His most recent album DAMN. has far exceeded My Utmost for His Highest for me in the supplementary devotional department. Especially the song FEAR. (Go find it on spotify or amazon or itunes and buy the song. It’s worth it). All the libraries of White commentaries attempting to elucidate the meaning behind “The fear of the LORD is the beginning of wisdom” could never do what Kendrick does on this track. I have nothing to add to it, other than the comment that I’m grateful for a dialogue with Scripture that brings dusty Biblical images to life in discomforting and jarring ways– I don’t think there’s a single image in that song that doesn’t harmonize with some image from the Old Testament.

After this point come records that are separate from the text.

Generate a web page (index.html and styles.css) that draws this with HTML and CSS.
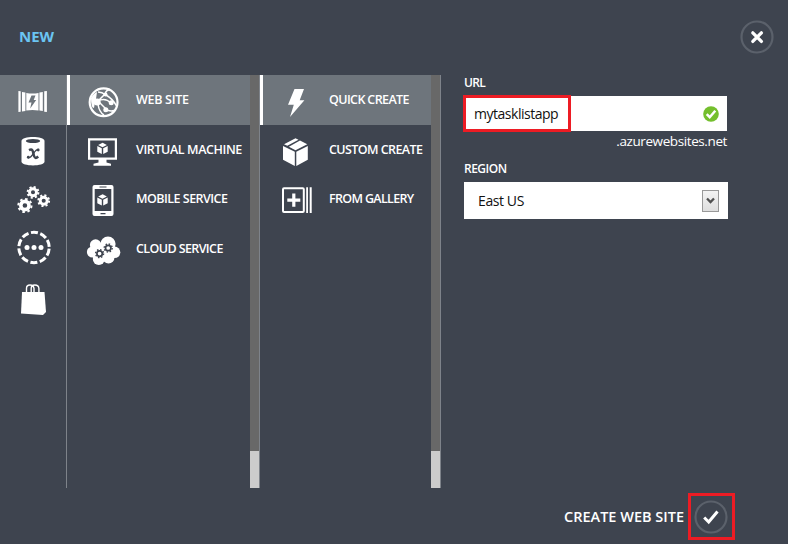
FILE: index.html
```html
<!DOCTYPE html>
<html lang="en">
<head>
<meta charset="utf-8">
<title>New web site</title>
<link rel="stylesheet" href="styles.css">
</head>
<body>
<div class="drawer">
  <header class="header">
    <h1 class="title">NEW</h1>
    <button class="round" aria-label="Close"><svg width="34" height="34" viewBox="0 0 34 34"><circle class="ring" cx="17" cy="17" r="15.5"/><path d="M12.8 12.8l8.6 8.6M21.4 12.8l-8.6 8.6" stroke="#fff" stroke-width="3.3" stroke-linecap="round"/></svg></button>
  </header>
  <main class="main">
    <nav class="rail">
      <a class="cell selected"><svg width="66" height="50" viewBox="0 75 66 50"><path d="M18.4 91l2.3.3v20.4l-2.3.3zM22 92l3.400.5v18.500l-3.400.5zM26.300 93q6.200 1.200 12.200 0v17.500q-6-1.100-12.200 0zM39.400 92.500l3.400-.5v19l-3.400-.5zM44.200 91.300l2.700-.3v21l-2.700-.3z"/><path class="ink-selected" d="M31.500 95.500h4l-1.800 4.500h2.500l-6 8.500 1.300-6h-3z"/></svg></a>
      <a class="cell"><svg width="66" height="49" viewBox="0 125 66 49"><path d="M21.500 141c0-5.200 23-5.200 23 0v20.500c0 5.200-23 5.200-23 0z"/><ellipse class="ink" cx="33" cy="141" rx="7.200" ry="2.100"/><path d="M29 150.200c4-2 4 1.500 4.600 4.300.8 3.500 2 4.500 4.600 2" fill="none" stroke="#3e444f" stroke-width="2.500"/><path d="M38.500 149.400c-4.500-.5-5.500 9-10.700 8.600" fill="none" stroke="#3e444f" stroke-width="1.300"/><circle class="ink" cx="38.200" cy="150" r="1.400"/><circle class="ink" cx="28.300" cy="157.200" r="1.400"/></svg></a>
      <a class="cell"><svg width="66" height="50" viewBox="0 174 66 50"><g fill="none" stroke="#fff"><g stroke-width="2.900"><circle cx="33" cy="192.300" r="3.500"/><circle cx="43.700" cy="200.700" r="3.500"/></g><circle cx="24.900" cy="205.500" r="4.100" stroke-width="3.600"/><g stroke-width="2" stroke-dasharray="2.100 2.140"><circle cx="33" cy="192.300" r="5.400"/><circle cx="43.700" cy="200.700" r="5.400"/></g><circle cx="24.900" cy="205.500" r="6.600" stroke-width="2" stroke-dasharray="2.550 2.634"/></g></svg></a>
      <a class="cell"><svg width="66" height="50" viewBox="0 224 66 50"><circle cx="34" cy="247.500" r="15.200" fill="none" stroke="#fff" stroke-width="3" stroke-dasharray="7.100 2.450" stroke-dashoffset="-1.200"/><circle cx="27" cy="247.500" r="2.500"/><circle cx="34" cy="247.500" r="2.500"/><circle cx="41" cy="247.500" r="2.500"/></svg></a>
      <a class="cell"><svg width="66" height="50" viewBox="0 274 66 50"><path d="M22 292h22.500l1.500 20-3 3-22-1.500z"/><path d="M26.500 293v-4.500q0-3.500 3.500-3.500t4 3.500v4.500M31.200 293v-4.500q0-3.500 3.700-3.500t4 3.500v4.500" fill="none" stroke="#fff" stroke-width="1.400"/></svg></a>
    </nav>
    <section class="column types">
      <div class="items">
        <a class="cell selected"><svg width="66" height="50" viewBox="70 75 66 50"><circle cx="103.600" cy="102.300" r="13.900" fill="none" stroke="#fff" stroke-width="2.200"/><g fill="none" stroke="#fff" stroke-width="1.500"><path d="M98 101L105 94Q106 90 110 89.500M98 92Q102 92 106 95Q113 99 116.500 106M98 101l8 8M98 101Q105 97 111 103M98 104Q99 112 104 115M105 109Q110 112 114 110.500"/></g><circle cx="97.200" cy="102" r="3.500"/><circle cx="105.500" cy="94.500" r="2"/><circle cx="111.200" cy="102.700" r="2.500"/><circle cx="105.800" cy="109.700" r="2.500"/><path d="M91 98q3-5 6-6l-1 7-1 3-1 6q-3 0-3-10z"/></svg><span class="t1">WEB SITE</span></a>
        <a class="cell"><svg width="66" height="49" viewBox="70 125 66 49"><path fill-rule="evenodd" d="M88 138.300h29v21.400H88zM90.200 140.500v17h24.600v-17z"/><path d="M98.500 159h8v3.500l4.500 1.200v2H93.500v-2l5-1.200z"/><g id="cube"><path d="M102.600 142.800l4.300 2.200-4.400 2.300-4.400-2.300zM97.300 146.100l4.500 2.200v5.800l-4.500-2.400zM107.700 146.100l-4.500 2.200v5.800l4.500-2.400z"/></g></svg><span class="t2">VIRTUAL MACHINE</span></a>
        <a class="cell"><svg width="66" height="50" viewBox="70 174 66 50"><path fill-rule="evenodd" d="M94.500 185h17q2 0 2 2v27q0 2-2 2h-17q-2 0-2-2v-27q0-2 2-2zM94.700 189v22h16.600v-22z"/><path class="ink" d="M99.500 186.500h7v1h-7zM100.500 213h5v1.200h-5z"/><use href="#cube" y="51.500"/></svg><span class="t3">MOBILE SERVICE</span></a>
        <a class="cell"><svg width="66" height="50" viewBox="70 224 66 50"><circle cx="95.600" cy="245" r="5.700"/><circle cx="92.500" cy="252" r="5.600"/><circle cx="108" cy="244" r="7.600"/><circle cx="114.500" cy="252.300" r="5.800"/><circle cx="98.800" cy="259" r="6"/><circle cx="108.500" cy="257.500" r="6"/><path d="M93 244h17v15H93z"/><g fill="none" stroke="#3e444f"><circle cx="99.600" cy="253.600" r="2.700" stroke-width="1.700"/><circle cx="108.200" cy="248" r="2.700" stroke-width="1.700"/><g stroke-width="1.400" stroke-dasharray="1.500 1.640"><circle cx="99.600" cy="253.600" r="4"/><circle cx="108.200" cy="248" r="4"/></g></g></svg><span class="t4">CLOUD SERVICE</span></a>
      </div>
      <div class="scroll"><div class="thumb"></div></div>
    </section>
    <section class="column methods">
      <div class="items">
        <a class="cell selected"><svg width="66" height="50" viewBox="263 75 66 50"><path d="M294.500 89h9.500l-4.300 11.300h4.700L290 117l3.800-12.300H288z"/></svg><span class="t5">QUICK CREATE</span></a>
        <a class="cell"><svg width="66" height="49" viewBox="263 125 66 49"><path d="M295.500 138.300l3 1.500-11.200 6-3.300-1.600zM300 140.500l7.300 3.700-11.800 6-6.600-3.400zM283 146l11.800 5.700v14.200L283 159.700zM307.800 146l-11.500 5.700v14.200l11.500-6.200z"/></svg><span class="t6">CUSTOM CREATE</span></a>
        <a class="cell"><svg width="66" height="50" viewBox="263 174 66 50"><rect x="283" y="188.200" width="20.800" height="23.700" rx="1" fill="none" stroke="#fff" stroke-width="2"/><path d="M292.200 193.500h3.200v5h4.900v3.200h-4.900v5h-3.200v-5h-4.900v-3.200h4.900zM306.200 187.300h1.800v25.600h-1.800zM309.700 187.300h2v25.600h-2z"/></svg><span class="t7">FROM GALLERY</span></a>
      </div>
      <div class="scroll"><div class="thumb"></div></div>
    </section>
    <form class="form">
      <label class="label url-label">URL</label>
      <div class="input"><span class="value">mytasklistapp</span><span class="mark-url"></span><svg width="16" height="16" viewBox="0 0 16 16"><circle cx="8" cy="8" r="7.800" fill="#74bf2d"/><path d="M3.700 8.200l3 3L12.300 4.800" fill="none" stroke="#fff" stroke-width="2.500"/></svg></div>
      <div class="suffix"><span>.azurewebsites.net</span></div>
      <label class="label region-label">REGION</label>
      <div class="select"><span class="region">East US</span><span class="arrow"><svg width="9" height="8" viewBox="0 0 9 8"><path d="M1 1.500l3.500 3.500L8 1.500" fill="none" stroke="#505050" stroke-width="2.300"/></svg></span></div>
    </form>
  </main>
  <footer class="footer">
    <span class="create">CREATE WEB SITE</span>
    <button class="confirm" aria-label="Create"><svg width="34" height="34" viewBox="0 0 34 34"><circle class="ring" cx="17" cy="17" r="15.500"/><path d="M10.200 17.500l4.500 4.500L23.500 11.500" fill="none" stroke="#fff" stroke-width="3"/></svg></button>
  </footer>
</div>
</body>
</html>
```
FILE: styles.css
```css
* { box-sizing: border-box; }
body { margin: 0; background: #3e444f; color: #fff; font-family: "Open Sans", "Noto Sans", sans-serif; }
svg { display: block; fill: #fff; flex: none; }
button { padding: 0; border: 0; background: none; }
.ring { fill: none; stroke: #5b616b; stroke-width: 2.2; }
.ink { fill: #3e444f; }
.ink-selected { fill: #6e757c; }
.drawer { width: 788px; height: 544px; display: flex; flex-direction: column; overflow: hidden; }
.header { height: 75px; display: flex; justify-content: space-between; padding: 20px 14px 0 19px; }
.title { margin: 6px 0 0; font-size: 15px; line-height: 20px; font-weight: 700; color: #6bc5f2; }
.round { height: 34px; }
.main { height: 413px; display: flex; }
.rail { width: 67px; border-right: 1px solid #7e838a; }
.cell { display: flex; align-items: center; white-space: nowrap; font-size: 12.5px; font-weight: 600; }
.selected { background: #6e757c; }
.cell span { line-height: 18px; margin-top: -1px; }
.cell .t1 { letter-spacing: -.3px; }
.cell .t2 { letter-spacing: -.4px; margin-top: 1px; }
.cell .t3 { letter-spacing: -.52px; }
.cell .t4 { letter-spacing: -.6px; }
.cell .t5 { letter-spacing: -.62px; }
.cell .t6 { letter-spacing: -.58px; margin-top: 1px; }
.cell .t7 { letter-spacing: -.67px; }
.column { display: flex; border-right: 1px solid #7e838a; }
.types { width: 193px; }
.methods { width: 181px; }
.items { flex: 1; min-width: 0; }
.column .selected { border-left: 3px solid #fff; }
.column .cell:not(.selected) { padding-left: 3px; }
.scroll { width: 9px; background: #686868; display: flex; align-items: flex-end; }
.thumb { width: 9px; height: 37px; background: #ccc; }
.form { width: 264px; margin-left: 23px; }
.label { display: block; font-size: 12px; font-weight: 600; line-height: 16px; letter-spacing: -.5px; }
.url-label { padding-bottom: 5px; letter-spacing: -.7px; }
.input { position: relative; height: 35px; background: #fff; color: #111; width: 263px; display: flex; align-items: center; justify-content: space-between; padding: 0 8px 0 10px; font-size: 14px; letter-spacing: -.48px; }
.mark-url { position: absolute; left: -1px; top: -1px; width: 108px; height: 37px; border: 3px solid #ed1c24; }
.suffix { text-align: right; width: 263px; font-size: 13.5px; line-height: 20px; height: 30px; letter-spacing: -.4px; }
.region-label { height: 21px; }
.select { height: 37px; background: #fff; color: #111; display: flex; align-items: center; justify-content: space-between; padding: 0 9px 0 14px; font-size: 14px; letter-spacing: -.4px; }
.arrow { width: 17px; height: 22px; border: 1px solid #999; background: linear-gradient(#f3f3f3, #dedede); display: grid; place-items: center; }
.footer { height: 56px; display: flex; justify-content: flex-end; padding: 5px 53px 0 0; }
.create { font-size: 14.5px; font-weight: 600; line-height: 20px; margin: 14px 4px 0 0; white-space: nowrap; }
.confirm { width: 47px; height: 47px; border: 3px solid #ed1c24; display: flex; align-items: center; padding-left: 2.5px; }
```
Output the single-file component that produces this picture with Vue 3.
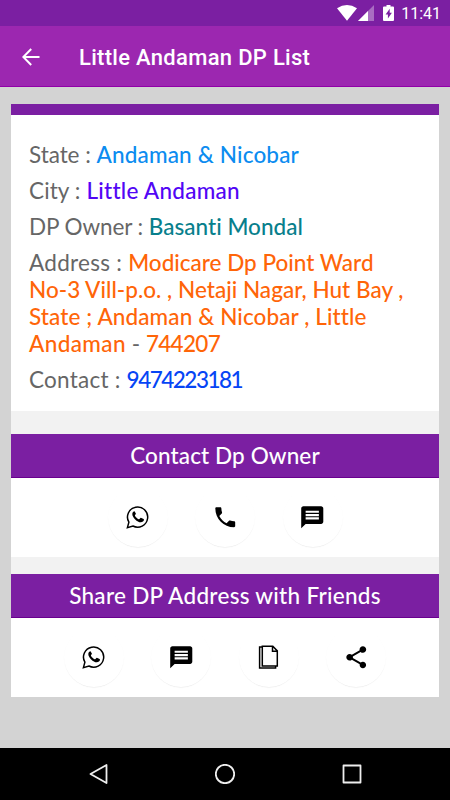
<script setup>
const whatsapp = [
  { d: 'M1.4 22.6l1.5-5.4A10.1 10.1 0 1 1 6.900 21z', line: true },
  { d: 'M8.2 6.2c-.4 0-1.9.9-1.9 2.7 0 3.6 5 8.4 8.5 8.4 1.5 0 3.2-1 3.2-2.7 0-.4-2.8-1.8-3.2-1.8-.5 0-1.2 1.5-1.7 1.5-.9 0-4.2-3-4.2-3.9 0-.4 1-1.100 1-1.600 0-.4-1.100-2.600-1.700-2.600z' },
]
const message = [
  { d: 'M20 2H4c-1.1 0-1.99.9-1.99 2L2 22l4-4h14c1.100 0 2-.9 2-2V4c0-1.100-.9-2-2-2zM18 14H6v-2h12v2zm0-3H6V9h12v2zm0-3H6V6h12v2z' },
]
const phone = [
  { d: 'M6.620 10.790c1.440 2.830 3.760 5.140 6.590 6.590l2.200-2.200c.27-.27.67-.36 1.020-.24 1.120.37 2.330.57 3.570.57.55 0 1 .45 1 1V20c0 .55-.45 1-1 1-9.390 0-17-7.610-17-17 0-.55.45-1 1-1h3.500c.55 0 1 .45 1 1 0 1.250.2 2.450.57 3.570.11.35.03.74-.25 1.020l-2.200 2.200z' },
]
const copy = [
  { d: 'M5.300 1.200h10.500l4.500 4.700v15.200h-15zM15.500 1.500v4.700h4.600M5 2.100H2.600v21h16v-1.700', line: true },
]
const share = [
  { d: 'M18 16.080c-.76 0-1.440.3-1.960.77L8.910 12.700c.05-.23.09-.46.09-.7s-.04-.47-.09-.7l7.050-4.110c.54.5 1.250.81 2.040.81 1.660 0 3-1.340 3-3s-1.340-3-3-3-3 1.340-3 3c0 .24.04.47.09.7L8.040 9.810C7.500 9.310 6.790 9 6 9c-1.660 0-3 1.340-3 3s1.340 3 3 3c.79 0 1.500-.31 2.040-.81l7.120 4.160c-.05.21-.08.43-.08.65 0 1.610 1.310 2.920 2.920 2.920s2.920-1.310 2.920-2.920-1.310-2.920-2.920-2.920z' },
]
const sections = [
  { key: 'contact', title: 'Contact Dp Owner', actions: [
    { name: 'WhatsApp', icon: whatsapp }, { name: 'Call', icon: phone, large: true }, { name: 'Message', icon: message, large: true },
  ] },
  { key: 'share', title: 'Share DP Address with Friends', actions: [
    { name: 'WhatsApp', icon: whatsapp }, { name: 'Message', icon: message, large: true }, { name: 'Copy', icon: copy }, { name: 'Share', icon: share, large: true },
  ] },
]
</script>

<template>
  <div class="screen">
    <div class="status">
      <svg class="wifi" viewBox="0 0 20 16"><path d="M0 3.200Q10-3.200 20 3.200L10 15.700z" /></svg>
      <svg class="signal" viewBox="0 0 16 16"><path class="dim" d="M16 0v16H0z" /><path d="M10 6v10H0z" /></svg>
      <svg class="battery" viewBox="0 0 11 16"><path fill-rule="evenodd" d="M3.500 0h4v1.500H10q1 0 1 1V15q0 1-1 1H1q-1 0-1-1V2.500q0-1 1-1h2.500zM6.700 3.700L2.600 9.400h2.300v4.200l4-5.800H6.700z" /></svg>
      <span class="clock">11:41</span>
    </div>
    <header class="bar">
      <svg class="back" viewBox="0 0 18 18"><path d="M17.500 9H1.500M9.200 1L1.300 9l7.900 8" /></svg>
      <h1>Little Andaman DP List</h1>
    </header>
    <main class="body">
      <div class="card">
        <div class="details">
          <p><span class="l-state">State : </span><b class="v-state">Andaman &amp; Nicobar</b></p>
          <p><span class="l-city">City : </span><b class="v-city">Little Andaman</b></p>
          <p><span class="l-owner">DP Owner : </span><b class="v-owner">Basanti Mondal</b></p>
          <p>
            <span class="l-address">Address : </span><b class="v-address a1">Modicare Dp Point Ward</b><br>
            <b class="v-address a2">No-3 Vill-p.o. , Netaji Nagar, Hut Bay ,</b><br>
            <b class="v-address a3">State ; Andaman &amp; Nicobar , Little</b><br>
            <b class="v-address a4">Andaman</b> - <b class="v-address a5">744207</b>
          </p>
          <p><span class="l-contact">Contact : </span><b class="v-contact">9474223181</b></p>
        </div>
        <section v-for="s in sections" :key="s.key" :class="s.key">
          <h2>{{ s.title }}</h2>
          <div class="actions">
            <button v-for="a in s.actions" :key="a.name" :aria-label="a.name">
              <svg viewBox="0 0 24 24" :class="{ large: a.large }"><path v-for="p in a.icon" :key="p.d" :d="p.d" :class="{ line: p.line }" /></svg>
            </button>
          </div>
        </section>
      </div>
    </main>
    <nav class="nav">
      <svg viewBox="0 0 20 20"><path d="M18.500 1v18L2.500 10z" /></svg>
      <svg viewBox="0 0 20 20"><circle cx="10" cy="10" r="9.200" /></svg>
      <svg viewBox="0 0 20 20"><rect x="1.500" y="1.500" width="17" height="17" /></svg>
    </nav>
  </div>
</template>

<style>
body { margin: 0; }
</style>

<style scoped>
.screen { width: 450px; height: 800px; display: flex; flex-direction: column; background: #d3d3d3; font-family: Lato, sans-serif; overflow: hidden; }
.status { height: 26px; flex: none; box-sizing: border-box; background: #7b1fa2; display: flex; align-items: center; justify-content: flex-end; padding-right: 9px; color: #fff; fill: #fff; }
.wifi { width: 20px; height: 16px; }
.signal { width: 16px; height: 16px; margin-left: 1px; }
.dim { opacity: .35; }
.battery { width: 11px; height: 16px; margin-left: 9px; }
.clock { font: 400 16px/26px Roboto, sans-serif; margin-left: 7px; padding-top: 2px; }
.bar { height: 61px; flex: none; box-sizing: border-box; background: #9c27b0; border-bottom: 1px solid #9100a8; display: flex; align-items: center; padding: 2px 0 0 22px; }
.back { width: 18px; height: 18px; fill: none; stroke: #fff; stroke-width: 2; }
h1 { margin: 2px 0 0 39px; font: 500 22px/30px Roboto, sans-serif; color: #fff; letter-spacing: .3px; white-space: nowrap; }
.body { flex: 1; padding: 17px 11px 0; }
.card { background: #f2f2f2; border-top: 11px solid #7b1fa2; }
.details { box-sizing: border-box; height: 296px; background: #fff; padding: 25.500px 0 0 18px; font-size: 22.500px; line-height: 27.200px; color: #666; white-space: nowrap; }
.details p { margin: 0 0 8.800px; }
.details span { white-space: pre; }
.details b { font-weight: 500; }
.l-state { letter-spacing: -.05px; }
.l-city { letter-spacing: .1px; }
.l-owner { letter-spacing: -.1px; }
.l-address { letter-spacing: .28px; }
.l-contact { letter-spacing: .24px; }
.v-state { color: #0c8cf0; letter-spacing: .17px; }
.v-city { color: #5206f5; letter-spacing: .27px; }
.v-owner { color: #087f8c; letter-spacing: .04px; }
.v-address { color: #ff6508; }
.a2 { letter-spacing: .03px; }
.a3 { letter-spacing: .11px; }
.a4 { letter-spacing: .4px; }
.a5 { letter-spacing: -.7px; }
.v-contact { color: #0645f5; letter-spacing: -1.500px; }
section { background: #fff; }
.contact { margin-top: 22.500px; height: 123.500px; }
.share { margin-top: 16.500px; height: 123.500px; }
h2 { margin: 0; box-sizing: border-box; height: 44.500px; background: #7b1fa2; border-bottom: 1px solid #69008f; color: #fff; font-size: 22.500px; font-weight: 500; line-height: 43px; text-align: center; white-space: nowrap; letter-spacing: .11px; }
.share h2 { letter-spacing: .29px; }
.actions { display: flex; justify-content: center; gap: 27.500px; padding-top: 9px; }
button { width: 60px; height: 60px; padding: 0; border: 0; border-radius: 50%; background: #fff; display: flex; align-items: center; justify-content: center; box-shadow: 0 1px 1px -.5px rgba(0, 0, 0, .1); }
button svg { width: 24px; height: 24px; }
button svg.large { width: 26.500px; height: 26.500px; }
.line { fill: none; stroke: #000; stroke-width: 1.500; }
.nav { height: 52px; flex: none; background: #000; display: flex; align-items: center; justify-content: center; gap: 107px; }
.nav svg { width: 20px; height: 20px; fill: none; stroke: #eee; stroke-width: 1.800; stroke-linejoin: round; }
</style>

Forget sexual sins, or sins about who should marry whom, or sins of “arrogance.” Forget the sins that involve any amount of choice or my control. What if my Whiteness is the sin? What if Chance the Rapper’s comment about “Jesus’s Black life” not mattering is a cosmic indictment of the most oppressive of sins? And what if my lifestyle, my comforts, my privileges are an embodiment of that sin? I guess if that were the case I would be in a pretty tough spot– such a tough spot that I might really be in need of a savior.